I think it's a more likely assumption that on device performance will trail off device models by a significant margin for at least the next few years - of course if magically you can make it work locally with the same level of performance it would be better.

Plus a lot of the "agentic" stuff is interaction with the outside world, connectivity is a must regardless.

My point is that you do NOT need the same level of performance. You need an adequate level of performance that the cost to get more performance isn’t worth it to most people.
It isn't really hypothetical. Lots of good models run well on a modern Macbook Pro.
Poor reception is rapidly becoming a non-issue for most of the developed world. I can’t think of the last time I had poor reception (in America) and wasn’t on an airplane.

As the global human population increasingly urbanizes, it’ll become increasingly easy to blanket it with cell towers. Poor(er) regions of the world will increase reception more slowly, but they’re also more likely to have devices that don’t support on-device models.

Also, Gemini Flash is basically positioned as a free model, (nearly) free API, free in GUI, free in Search Results, Free in a variety of Google products, etc. No one will be paying for it.

Many major cities have significant dead spots for coverage. It’s not just for developing areas.

Flash is free for api use at a low rate limit. Gemini as a whole is not free to Android users (free right now with subscription costs beyond a time period for advanced features) and isn’t free to Google without some monetary incentive. Hence why I also originally ask about private cloud compute alternatives with Google.

I ride a ferry from a city of 50k to a city of 700k in the US and work in a building with apartments upstairs basically a concrete cave.

I see poor reception in both areas and only one has WiFi.

You can run model >100x faster in cloud compared to on device with DDR RAM. This would make up for the reception.
And you can’t run the cloud model at all if you can’t talk to the cloud.
Yes, but I can't imagine situations where I "have" to run a model when I don't have internet at that time. My life would be more affected with the rest of the internet than having to run a small stupid model locally. At the very least until the hallucination is completely solved, as I need internet to verify the models.
You’re assuming the model is purely for generation though. Several of the Gemini features are lookup of things across data available to it. A lot of that data can be local to device.

That is currently Apple’s path with Apple Intelligence for example.
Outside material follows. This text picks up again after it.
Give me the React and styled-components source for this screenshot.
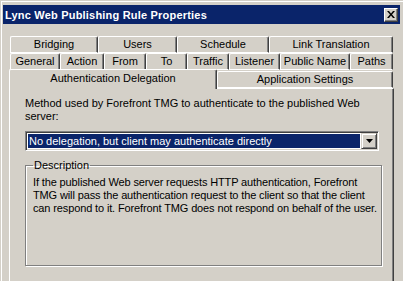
import React from 'react';
import styled, { createGlobalStyle } from 'styled-components';

const GlobalStyle = createGlobalStyle`
  html, body {
    margin: 0;
    padding: 0;
    background: #d4d0c8;
    overflow: hidden;
  }
  body {
    font-family: "Liberation Sans", Arial, sans-serif;
    font-size: 11px;
    color: #000;
  }
`;

const topRow = [
  { label: 'Bridging', width: 88 },
  { label: 'Users', width: 79 },
  { label: 'Schedule', width: 92 },
  { label: 'Link Translation', width: 124 },
];

const midRow = [
  { label: 'General', width: 50 },
  { label: 'Action', width: 44 },
  { label: 'From', width: 42 },
  { label: 'To', width: 41 },
  { label: 'Traffic', width: 42 },
  { label: 'Listener', width: 51 },
  { label: 'Public Name', width: 70 },
  { label: 'Paths', width: 43 },
];

const frontRow = [
  { label: 'Authentication Delegation', width: 208, active: true },
  { label: 'Application Settings', width: 176 },
];

const descriptionLines = [
  'If the published Web server requests HTTP authentication, Forefront',
  'TMG will pass the authentication request to the client so that the client',
  'can respond to it. Forefront TMG does not respond on behalf of the user.',
];

function PropertiesDialog() {
  return (
    <Window>
      <TitleBar>
        <TitleText>Lync Web Publishing Rule Properties</TitleText>
        <CloseButton>
          <svg width="8" height="7" viewBox="0 0 8 7">
            <path d="M0 0h2l2 2.5L6 0h2L5 3.5 8 7H6L4 4.5 2 7H0l3-3.5z" fill="#000" />
          </svg>
        </CloseButton>
      </TitleBar>
      <Body>
        {/* 탭 줄 세 개 */}
        <TabRow $indent={1}>
          {topRow.map((t) => (
            <Tab key={t.label} $width={t.width}>{t.label}</Tab>
          ))}
        </TabRow>
        <TabRow $indent={1}>
          {midRow.map((t) => (
            <Tab key={t.label} $width={t.width}>{t.label}</Tab>
          ))}
        </TabRow>
        <FrontRow>
          {frontRow.map((t) => (
            <Tab key={t.label} $width={t.width} $active={t.active}>
              {t.label}
            </Tab>
          ))}
        </FrontRow>
        <Panel>
          <Label>
            Method used by Forefront TMG to authenticate to the published Web
            server:
          </Label>
          <Combo>
            <ComboValue>No delegation, but client may authenticate directly</ComboValue>
            <ComboArrow>
              <svg width="7" height="4" viewBox="0 0 7 4">
                <path d="M0 0h7L3.5 4z" fill="#000" />
              </svg>
            </ComboArrow>
          </Combo>
          <GroupBox>
            <Legend>Description</Legend>
            {descriptionLines.map((line) => (
              <DescLine key={line}>{line}</DescLine>
            ))}
          </GroupBox>
        </Panel>
      </Body>
    </Window>
  );
}

export default function App() {
  return (
    <>
      <GlobalStyle />
      <PropertiesDialog />
    </>
  );
}

const Window = styled.div`
  width: 403px;
  height: 281px;
  box-sizing: border-box;
  padding: 5px 3px 0 3px;
  border-top: 1px solid #d4d0c8;
  border-left: 1px solid #d4d0c8;
  box-shadow: inset 1px 1px 0 #fff;
  display: flex;
  flex-direction: column;
`;

const TitleBar = styled.div`
  height: 19px;
  flex: none;
  background: #0a246a;
  display: flex;
  align-items: center;
  justify-content: space-between;
  padding: 0 2px 0 2px;
  margin-top: -1px;
  margin-left: -1px;
`;

const TitleText = styled.div`
  color: #fff;
  font-weight: bold;
  font-size: 11px;
  letter-spacing: 0.2px;
`;

const CloseButton = styled.div`
  width: 14px;
  height: 14px;
  box-sizing: border-box;
  background: #d4d0c8;
  border-top: 1px solid #fff;
  border-left: 1px solid #fff;
  border-right: 1px solid #404040;
  border-bottom: 1px solid #404040;
  box-shadow: inset -1px -1px 0 #808080;
  display: flex;
  align-items: center;
  justify-content: center;
  padding: 0 1px 1px 0;
`;

const Body = styled.div`
  flex: 1;
  padding: 12px 0 0 5px;
  display: flex;
  flex-direction: column;
`;

const TabRow = styled.div`
  display: flex;
  height: 17px;
  padding-left: ${(p) => p.$indent}px;
`;

const FrontRow = styled.div`
  display: flex;
  align-items: flex-end;
  height: 18px;
  position: relative;
  z-index: 1;
`;

const Tab = styled.div`
  width: ${(p) => p.$width}px;
  height: ${(p) => (p.$active ? 20 : 17)}px;
  flex: none;
  box-sizing: border-box;
  background: #d4d0c8;
  border-top: 1px solid #fff;
  border-left: 1px solid #fff;
  border-right: 1px solid #404040;
  box-shadow: inset -1px 0 0 #808080;
  border-radius: 2px 2px 0 0;
  text-align: center;
  line-height: ${(p) => (p.$active ? 17 : 15)}px;
  white-space: nowrap;
  margin-bottom: ${(p) => (p.$active ? -1 : 0)}px;
  ${(p) => (p.$active ? 'border-bottom: none;' : 'border-bottom: 1px solid #fff;')}
`;

const Panel = styled.div`
  flex: 1;
  width: 385px;
  box-sizing: border-box;
  border-top: 1px solid #fff;
  border-left: 1px solid #fff;
  border-right: 1px solid #404040;
  box-shadow: inset -1px 0 0 #808080;
  padding: 8px 0 0 15px;
`;

const Label = styled.div`
  line-height: 13px;
  width: 340px;
`;

const Combo = styled.div`
  margin-top: 8px;
  width: 354px;
  height: 20px;
  box-sizing: border-box;
  border-top: 1px solid #808080;
  border-left: 1px solid #808080;
  border-right: 1px solid #fff;
  border-bottom: 1px solid #fff;
  box-shadow: inset 1px 1px 0 #404040, inset -1px -1px 0 #d4d0c8;
  background: #fff;
  display: flex;
  align-items: stretch;
  padding: 2px;
`;

const ComboValue = styled.div`
  flex: 1;
  background: #0a246a;
  color: #fff;
  line-height: 14px;
  padding-left: 1px;
  white-space: nowrap;
  overflow: hidden;
`;

const ComboArrow = styled.div`
  width: 16px;
  box-sizing: border-box;
  background: #d4d0c8;
  border-top: 1px solid #d4d0c8;
  border-left: 1px solid #d4d0c8;
  border-right: 1px solid #404040;
  border-bottom: 1px solid #404040;
  box-shadow: inset 1px 1px 0 #fff, inset -1px -1px 0 #808080;
  display: flex;
  align-items: center;
  justify-content: center;
  margin: -1px -1px -1px 1px;
`;

const GroupBox = styled.fieldset`
  margin: 9px 0 0 0;
  width: 354px;
  height: 106px;
  box-sizing: border-box;
  border: 1px solid #808080;
  box-shadow: 1px 1px 0 #fff, inset 1px 1px 0 #fff;
  padding: 5px 4px 0 7px;
`;

const Legend = styled.legend`
  padding: 0 1px;
  margin-left: 0;
  line-height: 11px;
`;

const DescLine = styled.div`
  line-height: 13px;
  white-space: nowrap;
  letter-spacing: -0.13px;
`;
Hallucination can't be solved because bogus output is categorically the same sort of thing as useful output.

It has no world model. It doesn't know truth any more than it knows bullshit just a statistical relationship between words.

Latency is a huge factor in performance, and local models often have a huge edge. Especially on mobile devices that could be offline entirely.
Definitely not when it comes to LLM's, the larger more useful local models are not that fast and latency is not an issue, just look at this Google models voice function or even openai's advanced voice.
If the model weights is not open, you can't run it on device anyways.
The Pixel 9 runs many small proprietary Gemini models on the internal TPU.
And yet these new models still haven’t reached feature parity with Google Assistant, which can turn my flashlight on, but with all the power of burning down a rainforest, Gemini still cannot interact with my actual phone.
I just tried asking my phone to turn on the flashlight using Gemini. It worked. https://9to5google.com/2024/11/07/gemini-utilities-extension...
Ok I tried literally last week on Pixel 7a and it didn’t work. What model do you have? Maybe it requires a phone that can do on-device models?
Works on a Pixel 4A 5G..

Pretty sure that's not doing any fancy on-device models!
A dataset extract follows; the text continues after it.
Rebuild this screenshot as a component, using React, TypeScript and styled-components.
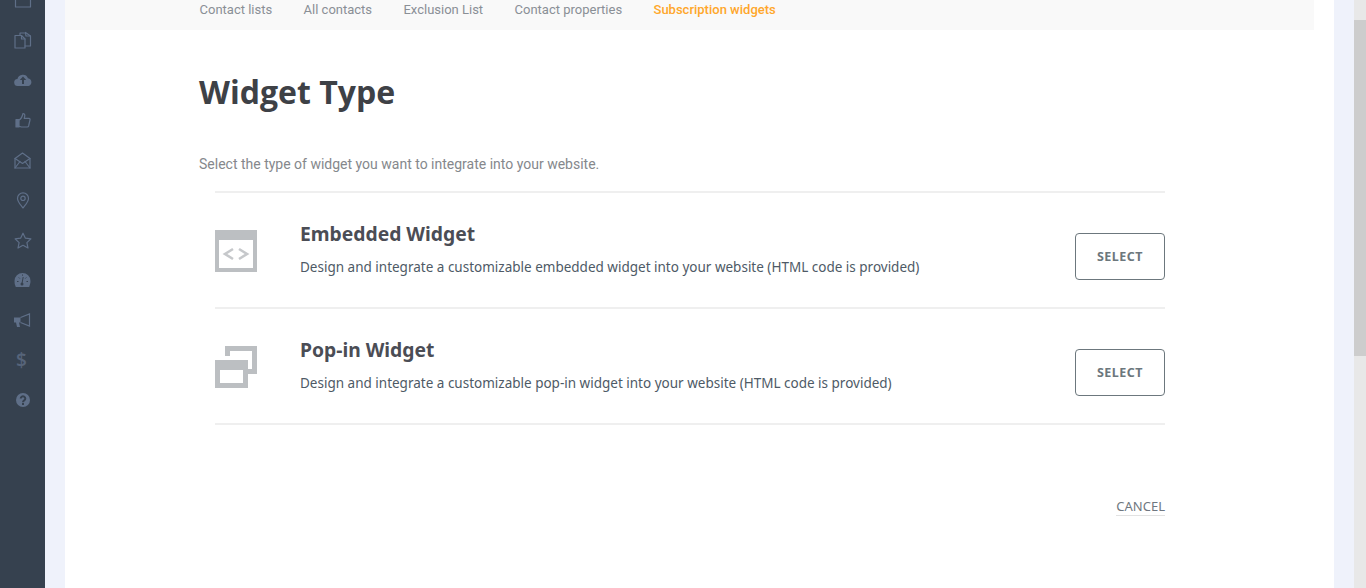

That said, there was a popup today saying that assistant is now using Gemini, so I just enabled it to try. Could well have changed in the last week.

I just tried it on my Galaxy Ultra s23 and it worked. I then disconnected internet and it did not work.
Gemini nano weights are leaked and google doesn't care about it being leaked. Google would definitely care if Pro weights are leaked.
Is there any phone in the world that can realistically run pro weights?